The Given Day

Did anyone miss me?  I was away for a few weeks in Alaska where a man like me–who carries no cell phone, no lap top, no things that beep, boop or buzz–can really get away from it all.  Before you get to romantic about my adventure, I was on a cruise ship for half the journey where one thing I did was avoid anything that beeped, booped or buzzed. 

The other thing that one can do at a time like this is read a really big book.  The Given Day by Dennis Lehane weighs in at 700 pages of dense historical facts wrapped around a narrative from three points of view.  At times the book has a fly-on-the-wall aspect.  The book builds towards the inevitable Boston Police strike of 1919 but along the way also involves the post-WWI trauma in America, the role of Irish, Italian and African-Americans in an evolving country, the threat of a perceived Bolshevik revolution, and the constantly evolving relationships between a number of characters.

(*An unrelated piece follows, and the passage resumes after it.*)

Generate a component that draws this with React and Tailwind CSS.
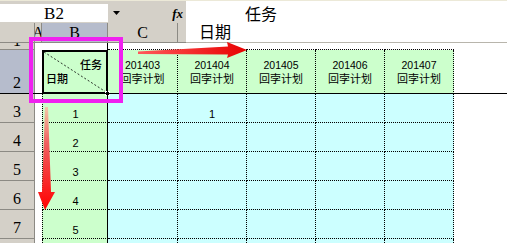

What make this book so good for a book discussion is that n0thing comes easy to anyone.  There is one triangle in this book that can be defined by the follow sentence from the book: “There were few places a black man and a white man could congregate in public and fewer still where a woman could join those men.”

There is a feeling of waste to the book, an inevitability of hopelessness that creates a pallor over all that occurs.  People are used up in this book.

“It’s wrong,” he said.

“What’s that?”

“What men of means demand of men without.”

Don’t be without this rich, dense historical novel on your fall book discussion list.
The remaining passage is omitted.